* WHAT YOU WILL DO
Leave the pictures out. Return all other data exactly.

## Start INFORMATION SUPPLIED

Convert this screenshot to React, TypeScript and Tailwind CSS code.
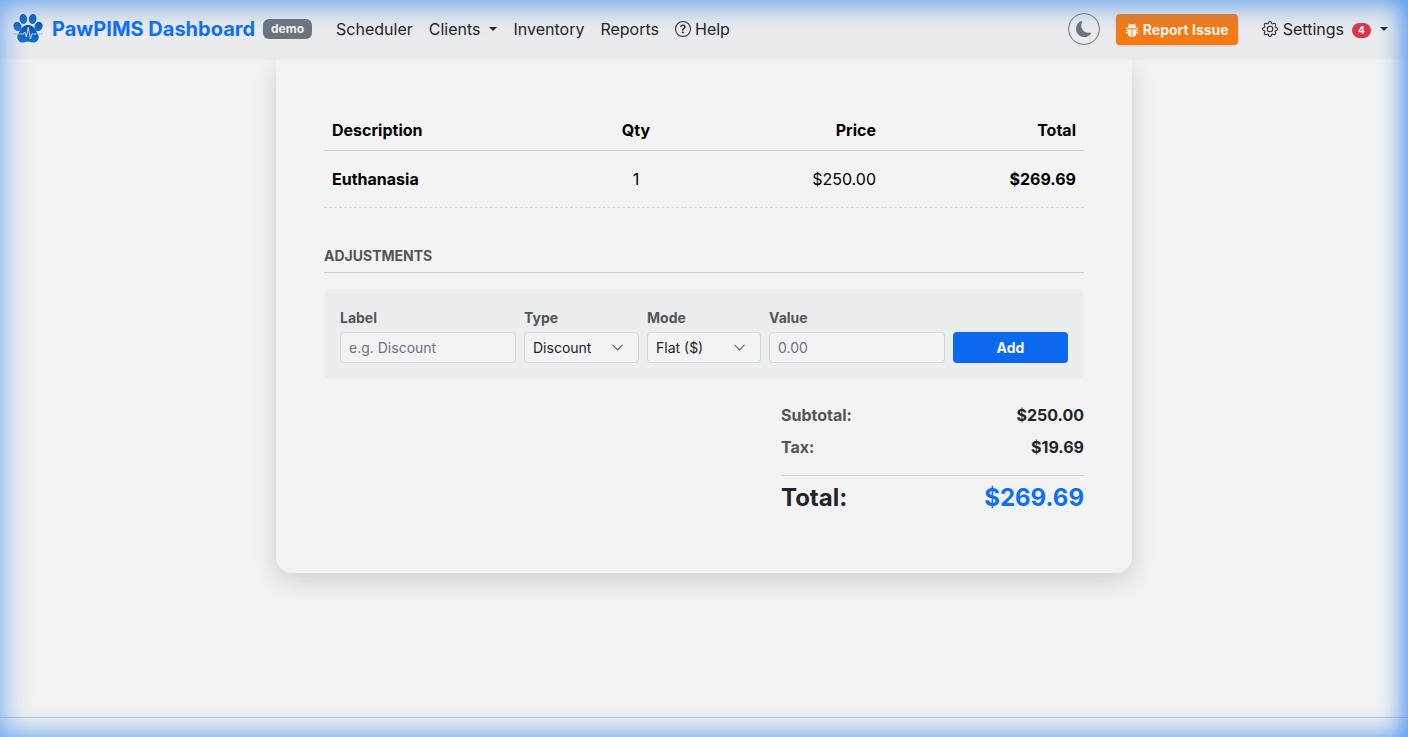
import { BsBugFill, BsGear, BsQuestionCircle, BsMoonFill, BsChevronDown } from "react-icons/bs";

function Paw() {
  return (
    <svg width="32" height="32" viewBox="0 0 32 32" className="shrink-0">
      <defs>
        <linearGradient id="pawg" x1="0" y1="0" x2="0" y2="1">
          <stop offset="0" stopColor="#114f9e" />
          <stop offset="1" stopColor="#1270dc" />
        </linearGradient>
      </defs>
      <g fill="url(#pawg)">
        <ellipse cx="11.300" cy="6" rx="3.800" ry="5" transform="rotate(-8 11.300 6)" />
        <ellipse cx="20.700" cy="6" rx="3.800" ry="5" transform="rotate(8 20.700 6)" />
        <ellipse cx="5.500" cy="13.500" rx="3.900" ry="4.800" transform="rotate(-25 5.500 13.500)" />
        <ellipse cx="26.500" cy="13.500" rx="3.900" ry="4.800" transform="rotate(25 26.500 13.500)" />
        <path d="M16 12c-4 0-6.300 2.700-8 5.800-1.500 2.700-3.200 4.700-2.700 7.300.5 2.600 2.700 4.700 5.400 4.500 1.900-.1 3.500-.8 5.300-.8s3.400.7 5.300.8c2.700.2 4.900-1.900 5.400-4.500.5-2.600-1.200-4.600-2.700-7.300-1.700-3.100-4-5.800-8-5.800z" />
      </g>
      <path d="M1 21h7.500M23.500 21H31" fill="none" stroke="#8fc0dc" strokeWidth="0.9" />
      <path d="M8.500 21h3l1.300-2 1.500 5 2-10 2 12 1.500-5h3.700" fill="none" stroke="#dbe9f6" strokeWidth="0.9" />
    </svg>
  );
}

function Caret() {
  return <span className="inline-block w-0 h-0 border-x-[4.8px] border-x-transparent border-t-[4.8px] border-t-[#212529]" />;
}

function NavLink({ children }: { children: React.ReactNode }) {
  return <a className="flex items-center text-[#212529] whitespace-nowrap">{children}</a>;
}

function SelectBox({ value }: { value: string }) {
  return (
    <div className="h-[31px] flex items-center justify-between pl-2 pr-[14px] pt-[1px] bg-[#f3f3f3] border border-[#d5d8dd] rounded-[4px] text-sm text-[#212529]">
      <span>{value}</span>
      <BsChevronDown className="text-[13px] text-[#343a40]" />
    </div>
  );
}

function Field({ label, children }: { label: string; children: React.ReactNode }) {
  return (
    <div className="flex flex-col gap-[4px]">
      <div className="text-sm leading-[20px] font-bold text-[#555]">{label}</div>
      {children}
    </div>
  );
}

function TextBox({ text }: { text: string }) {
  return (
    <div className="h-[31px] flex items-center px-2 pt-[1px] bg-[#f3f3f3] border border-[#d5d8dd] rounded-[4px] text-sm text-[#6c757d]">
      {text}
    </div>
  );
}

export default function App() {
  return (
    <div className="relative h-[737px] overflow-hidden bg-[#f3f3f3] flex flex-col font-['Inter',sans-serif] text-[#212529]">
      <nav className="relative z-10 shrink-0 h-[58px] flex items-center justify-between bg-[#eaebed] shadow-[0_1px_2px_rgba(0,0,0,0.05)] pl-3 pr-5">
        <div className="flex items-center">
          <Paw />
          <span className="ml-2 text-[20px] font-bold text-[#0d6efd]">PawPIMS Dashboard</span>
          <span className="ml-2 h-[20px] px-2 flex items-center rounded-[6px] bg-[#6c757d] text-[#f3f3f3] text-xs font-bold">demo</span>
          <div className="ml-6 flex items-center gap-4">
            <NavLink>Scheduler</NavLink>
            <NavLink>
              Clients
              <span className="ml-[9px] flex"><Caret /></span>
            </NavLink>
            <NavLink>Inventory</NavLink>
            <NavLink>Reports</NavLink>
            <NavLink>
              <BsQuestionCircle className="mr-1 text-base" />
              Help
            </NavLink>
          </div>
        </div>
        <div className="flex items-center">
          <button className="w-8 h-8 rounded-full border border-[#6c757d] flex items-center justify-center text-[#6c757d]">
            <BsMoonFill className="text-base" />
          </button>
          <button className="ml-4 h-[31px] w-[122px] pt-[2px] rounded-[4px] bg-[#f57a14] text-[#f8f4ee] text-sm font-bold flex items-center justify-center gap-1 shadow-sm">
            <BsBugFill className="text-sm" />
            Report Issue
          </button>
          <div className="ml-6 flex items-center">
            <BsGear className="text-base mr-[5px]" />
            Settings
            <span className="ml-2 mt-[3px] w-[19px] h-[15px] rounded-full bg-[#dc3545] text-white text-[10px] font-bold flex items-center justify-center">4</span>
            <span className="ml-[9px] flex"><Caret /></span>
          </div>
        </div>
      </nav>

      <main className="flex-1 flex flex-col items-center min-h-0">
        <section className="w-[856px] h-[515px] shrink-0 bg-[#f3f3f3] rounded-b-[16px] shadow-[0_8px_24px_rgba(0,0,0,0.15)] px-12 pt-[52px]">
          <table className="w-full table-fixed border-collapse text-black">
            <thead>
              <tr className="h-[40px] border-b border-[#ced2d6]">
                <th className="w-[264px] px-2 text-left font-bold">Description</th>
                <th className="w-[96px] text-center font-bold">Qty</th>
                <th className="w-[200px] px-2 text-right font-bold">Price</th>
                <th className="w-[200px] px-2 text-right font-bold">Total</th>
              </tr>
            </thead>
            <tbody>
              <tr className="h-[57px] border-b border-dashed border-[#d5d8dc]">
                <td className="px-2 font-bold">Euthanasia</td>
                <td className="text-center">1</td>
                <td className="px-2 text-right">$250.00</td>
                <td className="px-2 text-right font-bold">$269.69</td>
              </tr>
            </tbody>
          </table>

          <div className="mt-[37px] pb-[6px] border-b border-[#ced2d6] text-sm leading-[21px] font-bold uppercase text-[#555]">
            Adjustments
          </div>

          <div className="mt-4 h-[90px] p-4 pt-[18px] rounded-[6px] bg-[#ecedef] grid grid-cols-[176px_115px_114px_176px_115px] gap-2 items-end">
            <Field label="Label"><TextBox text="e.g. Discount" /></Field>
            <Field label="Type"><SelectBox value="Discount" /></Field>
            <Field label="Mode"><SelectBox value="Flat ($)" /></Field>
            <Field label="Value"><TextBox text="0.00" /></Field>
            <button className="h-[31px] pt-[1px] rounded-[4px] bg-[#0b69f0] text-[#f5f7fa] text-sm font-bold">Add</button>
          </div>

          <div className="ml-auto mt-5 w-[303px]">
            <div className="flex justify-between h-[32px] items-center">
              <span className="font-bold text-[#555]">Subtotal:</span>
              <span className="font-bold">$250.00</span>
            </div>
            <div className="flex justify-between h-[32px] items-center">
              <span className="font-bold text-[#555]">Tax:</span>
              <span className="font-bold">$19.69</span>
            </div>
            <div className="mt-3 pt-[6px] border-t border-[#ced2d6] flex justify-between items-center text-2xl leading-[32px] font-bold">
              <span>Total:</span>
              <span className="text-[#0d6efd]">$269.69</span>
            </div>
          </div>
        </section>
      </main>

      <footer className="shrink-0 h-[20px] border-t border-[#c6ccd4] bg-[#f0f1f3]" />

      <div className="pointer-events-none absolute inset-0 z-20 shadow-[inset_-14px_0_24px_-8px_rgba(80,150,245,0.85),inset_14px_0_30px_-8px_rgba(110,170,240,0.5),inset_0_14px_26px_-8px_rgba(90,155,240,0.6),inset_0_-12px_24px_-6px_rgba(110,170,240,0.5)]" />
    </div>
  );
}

## End INFORMATION SUPPLIED

* OUTPUT OF THE TASK
Convert this screenshot to React, TypeScript and Tailwind CSS code.
import { BsBugFill, BsGear, BsQuestionCircle, BsMoonFill, BsChevronDown } from "react-icons/bs";

function Paw() {
  return (
    <svg width="32" height="32" viewBox="0 0 32 32" className="shrink-0">
      <defs>
        <linearGradient id="pawg" x1="0" y1="0" x2="0" y2="1">
          <stop offset="0" stopColor="#114f9e" />
          <stop offset="1" stopColor="#1270dc" />
        </linearGradient>
      </defs>
      <g fill="url(#pawg)">
        <ellipse cx="11.300" cy="6" rx="3.800" ry="5" transform="rotate(-8 11.300 6)" />
        <ellipse cx="20.700" cy="6" rx="3.800" ry="5" transform="rotate(8 20.700 6)" />
        <ellipse cx="5.500" cy="13.500" rx="3.900" ry="4.800" transform="rotate(-25 5.500 13.500)" />
        <ellipse cx="26.500" cy="13.500" rx="3.900" ry="4.800" transform="rotate(25 26.500 13.500)" />
        <path d="M16 12c-4 0-6.300 2.700-8 5.800-1.500 2.700-3.200 4.700-2.700 7.300.5 2.600 2.700 4.700 5.400 4.500 1.900-.1 3.500-.8 5.300-.8s3.400.7 5.300.8c2.700.2 4.900-1.900 5.400-4.500.5-2.600-1.200-4.600-2.700-7.300-1.700-3.100-4-5.800-8-5.800z" />
      </g>
      <path d="M1 21h7.500M23.500 21H31" fill="none" stroke="#8fc0dc" strokeWidth="0.9" />
      <path d="M8.500 21h3l1.300-2 1.500 5 2-10 2 12 1.500-5h3.700" fill="none" stroke="#dbe9f6" strokeWidth="0.9" />
    </svg>
  );
}

function Caret() {
  return <span className="inline-block w-0 h-0 border-x-[4.8px] border-x-transparent border-t-[4.8px] border-t-[#212529]" />;
}

function NavLink({ children }: { children: React.ReactNode }) {
  return <a className="flex items-center text-[#212529] whitespace-nowrap">{children}</a>;
}

function SelectBox({ value }: { value: string }) {
  return (
    <div className="h-[31px] flex items-center justify-between pl-2 pr-[14px] pt-[1px] bg-[#f3f3f3] border border-[#d5d8dd] rounded-[4px] text-sm text-[#212529]">
      <span>{value}</span>
      <BsChevronDown className="text-[13px] text-[#343a40]" />
    </div>
  );
}

function Field({ label, children }: { label: string; children: React.ReactNode }) {
  return (
    <div className="flex flex-col gap-[4px]">
      <div className="text-sm leading-[20px] font-bold text-[#555]">{label}</div>
      {children}
    </div>
  );
}

function TextBox({ text }: { text: string }) {
  return (
    <div className="h-[31px] flex items-center px-2 pt-[1px] bg-[#f3f3f3] border border-[#d5d8dd] rounded-[4px] text-sm text-[#6c757d]">
      {text}
    </div>
  );
}

export default function App() {
  return (
    <div className="relative h-[737px] overflow-hidden bg-[#f3f3f3] flex flex-col font-['Inter',sans-serif] text-[#212529]">
      <nav className="relative z-10 shrink-0 h-[58px] flex items-center justify-between bg-[#eaebed] shadow-[0_1px_2px_rgba(0,0,0,0.05)] pl-3 pr-5">
        <div className="flex items-center">
          <Paw />
          <span className="ml-2 text-[20px] font-bold text-[#0d6efd]">PawPIMS Dashboard</span>
          <span className="ml-2 h-[20px] px-2 flex items-center rounded-[6px] bg-[#6c757d] text-[#f3f3f3] text-xs font-bold">demo</span>
          <div className="ml-6 flex items-center gap-4">
            <NavLink>Scheduler</NavLink>
            <NavLink>
              Clients
              <span className="ml-[9px] flex"><Caret /></span>
            </NavLink>
            <NavLink>Inventory</NavLink>
            <NavLink>Reports</NavLink>
            <NavLink>
              <BsQuestionCircle className="mr-1 text-base" />
              Help
            </NavLink>
          </div>
        </div>
        <div className="flex items-center">
          <button className="w-8 h-8 rounded-full border border-[#6c757d] flex items-center justify-center text-[#6c757d]">
            <BsMoonFill className="text-base" />
          </button>
          <button className="ml-4 h-[31px] w-[122px] pt-[2px] rounded-[4px] bg-[#f57a14] text-[#f8f4ee] text-sm font-bold flex items-center justify-center gap-1 shadow-sm">
            <BsBugFill className="text-sm" />
            Report Issue
          </button>
          <div className="ml-6 flex items-center">
            <BsGear className="text-base mr-[5px]" />
            Settings
            <span className="ml-2 mt-[3px] w-[19px] h-[15px] rounded-full bg-[#dc3545] text-white text-[10px] font-bold flex items-center justify-center">4</span>
            <span className="ml-[9px] flex"><Caret /></span>
          </div>
        </div>
      </nav>

      <main className="flex-1 flex flex-col items-center min-h-0">
        <section className="w-[856px] h-[515px] shrink-0 bg-[#f3f3f3] rounded-b-[16px] shadow-[0_8px_24px_rgba(0,0,0,0.15)] px-12 pt-[52px]">
          <table className="w-full table-fixed border-collapse text-black">
            <thead>
              <tr className="h-[40px] border-b border-[#ced2d6]">
                <th className="w-[264px] px-2 text-left font-bold">Description</th>
                <th className="w-[96px] text-center font-bold">Qty</th>
                <th className="w-[200px] px-2 text-right font-bold">Price</th>
                <th className="w-[200px] px-2 text-right font-bold">Total</th>
              </tr>
            </thead>
            <tbody>
              <tr className="h-[57px] border-b border-dashed border-[#d5d8dc]">
                <td className="px-2 font-bold">Euthanasia</td>
                <td className="text-center">1</td>
                <td className="px-2 text-right">$250.00</td>
                <td className="px-2 text-right font-bold">$269.69</td>
              </tr>
            </tbody>
          </table>

          <div className="mt-[37px] pb-[6px] border-b border-[#ced2d6] text-sm leading-[21px] font-bold uppercase text-[#555]">
            Adjustments
          </div>

          <div className="mt-4 h-[90px] p-4 pt-[18px] rounded-[6px] bg-[#ecedef] grid grid-cols-[176px_115px_114px_176px_115px] gap-2 items-end">
            <Field label="Label"><TextBox text="e.g. Discount" /></Field>
            <Field label="Type"><SelectBox value="Discount" /></Field>
            <Field label="Mode"><SelectBox value="Flat ($)" /></Field>
            <Field label="Value"><TextBox text="0.00" /></Field>
            <button className="h-[31px] pt-[1px] rounded-[4px] bg-[#0b69f0] text-[#f5f7fa] text-sm font-bold">Add</button>
          </div>

          <div className="ml-auto mt-5 w-[303px]">
            <div className="flex justify-between h-[32px] items-center">
              <span className="font-bold text-[#555]">Subtotal:</span>
              <span className="font-bold">$250.00</span>
            </div>
            <div className="flex justify-between h-[32px] items-center">
              <span className="font-bold text-[#555]">Tax:</span>
              <span className="font-bold">$19.69</span>
            </div>
            <div className="mt-3 pt-[6px] border-t border-[#ced2d6] flex justify-between items-center text-2xl leading-[32px] font-bold">
              <span>Total:</span>
              <span className="text-[#0d6efd]">$269.69</span>
            </div>
          </div>
        </section>
      </main>

      <footer className="shrink-0 h-[20px] border-t border-[#c6ccd4] bg-[#f0f1f3]" />

      <div className="pointer-events-none absolute inset-0 z-20 shadow-[inset_-14px_0_24px_-8px_rgba(80,150,245,0.85),inset_14px_0_30px_-8px_rgba(110,170,240,0.5),inset_0_14px_26px_-8px_rgba(90,155,240,0.6),inset_0_-12px_24px_-6px_rgba(110,170,240,0.5)]" />
    </div>
  );
}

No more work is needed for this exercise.